Sales Wolves seek mutually-beneficial and financially-rewarding relationships, whether they are Hunters or Farmers. They have strong feedback loops that seek to stop repeating poor outcomes while maximizing favorable outcomes. They understand and can convey the value of the products or services they sell. As a result, they are as or even more valuable than those products or services.
Typically Driving Forces, Acumen and Competencies are very similar between Hunter Sales Wolves and Farmer Sales Wolves. Hunter Sales Wolves are typically more focused on tasks rather than relationships (people), while Farmer Sales Wolves are typically more focused on relationships (people) rather than tasks.
It is not worth spending an exorbitant amount of time searching for someone who is both a Hunter and a Farmer Sales Wolf. It is nearly impossible to find an individual like this; however, in rare circumstances, a salesperson could become both a Hunter and Farmer through adapted behaviors coupled with strong sales systems and management. Many sales teams do not have the luxury of having dedicated salespeople who exhibit these traits.
Rather than focusing on acquiring or attempting to train someone to be both a Hunter and a Farmer Sales Wolf, most sales organizations will have a Hunter Sales Wolf doing some account management (hunter). Hunters farming (managing all of their accounts) and farmers hunting (hunting for new accounts) should be limited. Specialization is key.
Recognize and understand the strengths and weaknesses within your Sales Wolves. Yes, Sales Wolves are human and have some weaknesses. We all have some. The existence of weaknesses in Hunter and Farmer Sales Wolves is one reason Sales Wolf Managers are so critical -- they recognize weaknesses, and put Sales Wolves in the correct roles where they can thrive. Then, they provide proactive sales coaching to help them achieve their highest possible results.
Exploit strengths and minimize weaknesses.
We have identified the importance of recognizing strengths and weaknesses among your Sales Wolves to help them best achieve their potential. The primary strengths and weaknesses of a Hunter Sales Wolf and a Farmer Sales Wolf are quite consistent.
The primary strength of a Hunter Sales Wolf is the ability to overcome rejection. In someone who is task- rather than people-oriented, this is especially powerful.
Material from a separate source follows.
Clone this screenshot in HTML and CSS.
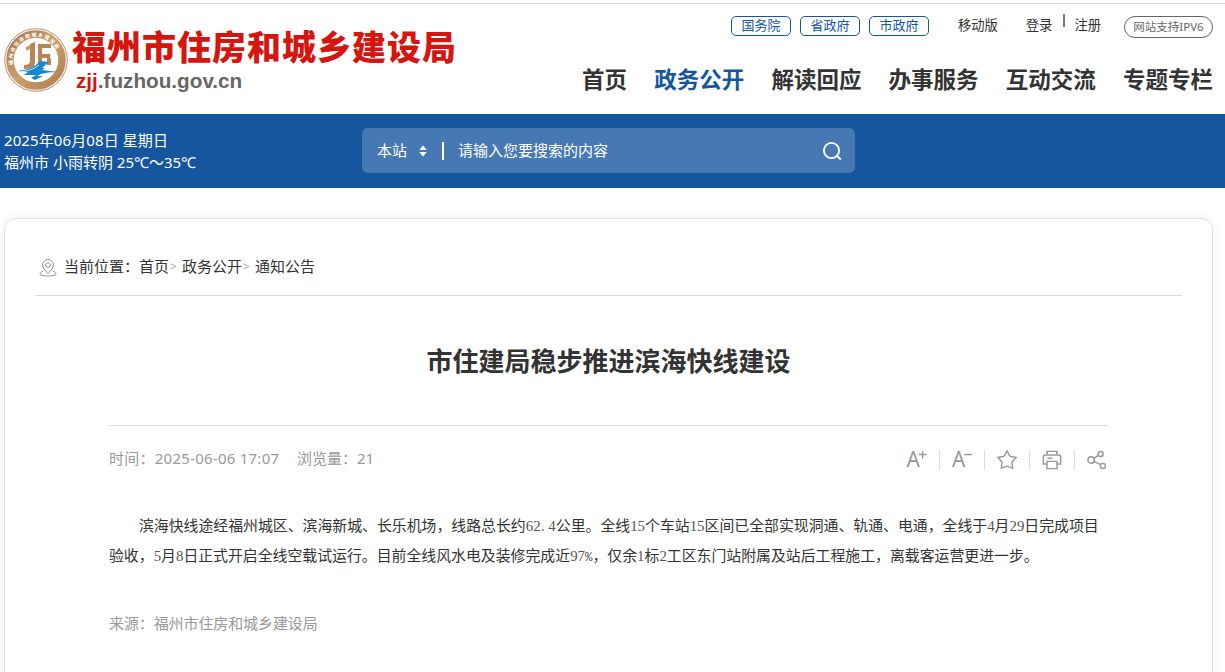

A weakness of the Hunter Sales Wolf is a lack of desire or commitment to providing the care required to keep long-term Clients satisfied. Hunter Sales Wolves like “bright, shiny objects” - they have short attention spans and are constantly on the lookout for their next big Client.
The primary strength of a Farmer Sales Wolf is the ability to engage accounts repetitively without boredom. The Farmer’s ability to build strong relationships and recognize opportunity for increased, repeated sales is powerful. Conversely, Hunters would want to pull their eyes out paying attention to and remembering the small minutiae that is critical to the success of the Farmer.
A weakness of the Farmer Sales Wolf is often cold call rejection. They spend their time and energy focusing on relationships. The direct rejection of a cold call can be especially difficult for Farmer Sales Wolves to take.
You are much more likely to maximize results for Hunter and Farmer Sales Wolves by putting them into sales roles that exploit their strengths while minimizing these weaknesses in particular.
The right mix is powerful.
Resist the urge to develop “super sales roles” where hunting and farming are combined. This typically leads to less-than-optimal results. Most salespeople in sales are in the wrong professions and / or improperly managed.
When you find, attract, hire, and retain Hunter and Farmer Sales Wolves for your organization, you get the best of both types of sales talent.
Put the Hunters and Farmers into the correct sales roles to exploit their strengths and minimize their weaknesses, and the results are powerful.
Despite the fact that sales personality testing has become incredibly popular, relevant, and valuable, there are HR reps or hiring managers who think they have the “knack” for identifying sales talent without sales personality and aptitude testing. This errant belief is extremely dangerous.
Sales personality testing is the only way to definitively identify whether someone is a Hunter or Farmer Sales Wolf. I see so many sales organizations with ad hoc sales hiring strategies where low performers weed themselves out, that I am skeptical of prior sales experience. Prior sales experience is not necessarily a predictor of future sales potential.
Hire only the best salespeople -- Sales Wolves. Find and nurture the right combination of Hunter and Farmer Sales Wolves and put them in the correct roles so they can thrive. Install Sales Wolf Managers to lead, coach, and nurture them so they achieve their best. The profits will come.